Jean Clédat (7 May 1871 – 29 July 1943) was a French Egyptologist, archaeologist and philologist. He became a resident at the Institut Français d'Archéologie Orientale (French Institute of Oriental Archaeology). At various times, Clédat's expeditions was sponsored by Compagnie universelle du canal maritime de Suez (the Suez Canal Company), the Supreme Council of Antiquities, the Comité, and the Institut itself.

==Biography==
Clédat was born in Périgueux in 1871. Thanks to the archaeological program instilled by Gaston Maspero, head of Egyptian Antiquities, Clédat was sent in search of Christian monuments of Egypt. In 1901, he began excavating Bawit (French: Baouît) and in the winter of 1903–4, he uncovered the Bawit monastery of Apa Apollo, founded in the fourth century. He made further excavations at Bawit until 1905; the ostraca and papyri that he unearthed are now housed in the Musee du Perigord and the Ismalia Museum. He was responsible for excavating many prestigious archaeological sites in Egypt, including Deir Abu Hennis, St. Simeon Monastery, Aswan, Asyut, Akhmim, Sohag, Luxor, Elephantine, Tell el-Herr, Tell el-Maskhouta, Mahemdiah and El Qantara. At Qasr-Gheit (North Sinai), Clédat concluded that it had been a Nabataean station on a secondary caravan route from Arabia to Egypt.

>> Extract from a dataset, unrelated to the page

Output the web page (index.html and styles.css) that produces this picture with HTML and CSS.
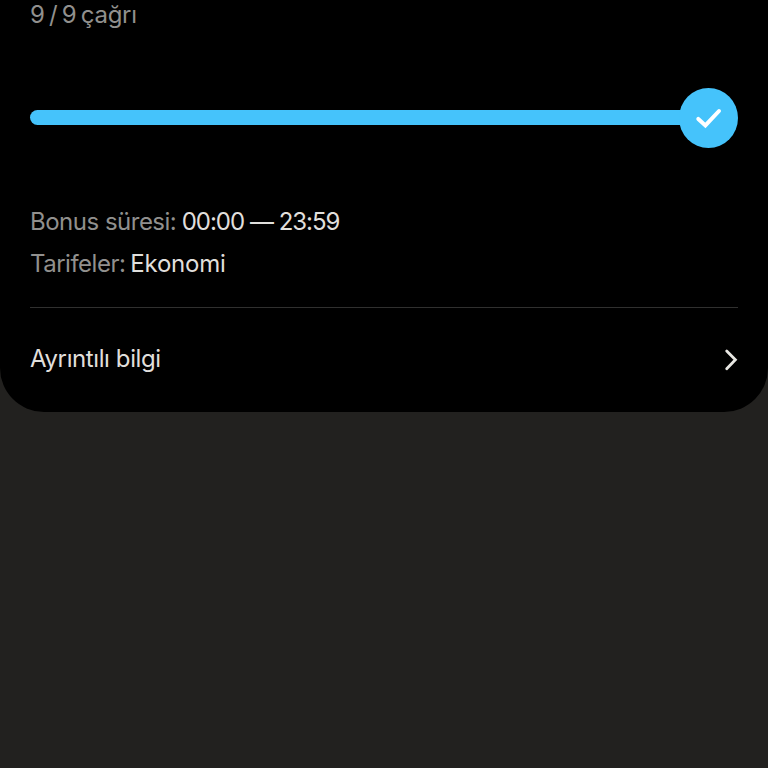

"In the Revue Mensuelle de l'Ecole d'Anthropologie de Paris (Vol. IX., 1899, pp. 201–226), Cledat discusses the difficult and dangerous problem of "Egyptian Origins." According to Cledat, the fellah of today hardly represents the true ancient Egyptian type, which already in the time of the great Ramses had come to be quite mixed. The autocthones of Egypt, Cledat thinks, were negroes upon which "Ethiopians, i.e. Egyptians, intruded". (The American antiquarian and oriental journal, 1909)

In the second half of 1904, Prince Augustus of Arenberg, on behalf of the Board of Directors of the Compagnie universelle du canal maritime de Suez, committed Clédat as director of the company's archaeological excavations. In 1910, Clédat excavated at Pelusium in Tell el-Farama, and made a sketch map of the site and also discovered an inscription mentioning Emperor Hadrian. At various times, Clédat's expeditions were sponsored by others, including the Supreme Council of Antiquities, the Comite, and the Institut Français d'Archéologie Orientale.

Clédat was a prolific author. In his essay, "Pour la Conquête de l'Egypte" (1919), he described Egyptian methods of defense and offense upon the present Suez Canal route in ancient times. In Notes sur l'isthme de Suez (1910), the remains of a Byzantine fortress at the same locality are illustrated by a plan, and the Israelite passage of the Red Sea includes an excellent map. Clédat was quite well known for his drawings and outlines. He was a talented artist, and regularly published his work, leaving valuable books still being studied today. After his death in 1943, his archives were donated to the Louvre by his daughter. A street is named after him in his hometown.

==Partial works==

- Le monastère et la nécropole de Baouît, 3 Bände, Le Caire : Imprimerie de l'Inst. Français d'Archéologie Orientale, 1904–1999.
- La comtesse de Montignac poème humorist. en patois périgourdin é; avec le texte franç. en regard et notes explicat (1872)
- Le tombeau de la Dame Amten (1898)
- Observations sur deux tableaux ethnographiques égyptiens (1899)
- Origines égyptiennes (1899)
- La médecine chez les anciens Egyptiens (1899)
- Rapport sur une mission au canal de Suez (Octobre 1900) (1901)
- Notes sur la nécropole de Bersheh (1901)
- Notes sur quelques figures égyptiennes (1901)
- Notes archéologiques et philologiques (1902)
- Recherches sur le kôm de Baouit (1902)
- Nouvelles recherches à Baouit (Haute-Egypte) : campagnes 1903–1904 (1904)
- Notes sur l'isthme de Suez. 2, Le Djebel Maryam (1910)
- Deux monuments nouveaux de Tell el-Maskhoutah (1910)
- Fouilles à Qasr-Gheit (Mai 1911) (1911)
- Les vases de El-Béda (1913)
- Le temple de Zeus Cassios à Péluse (1913)
- Fouilles à Cheikh Zouède : janvier-février 1913 (1915)
- Les inscriptions de Saint-Siméon (1915)
- Nécropole de Qantarah (fouilles de mai 1914) (1916)
- Pour la conquête de l'Egypte (1919)
- Le raid du roi Baudoin 1er en Egypte (1925)

==Literature==
- L'Égypte en Périgord. Dans les pas de Jean Clédat. Catalogue raisonné de l'exposition., Paris – Louvain, Editions Peeters, 1991, S. 1–17.
- Dawson, Warren R.; Uphill, Eric P.; Bierbrier, M. L., Who was who in Egyptology, London : The Egypt Exploration Society, 1995 (3. Auflage), S. 101.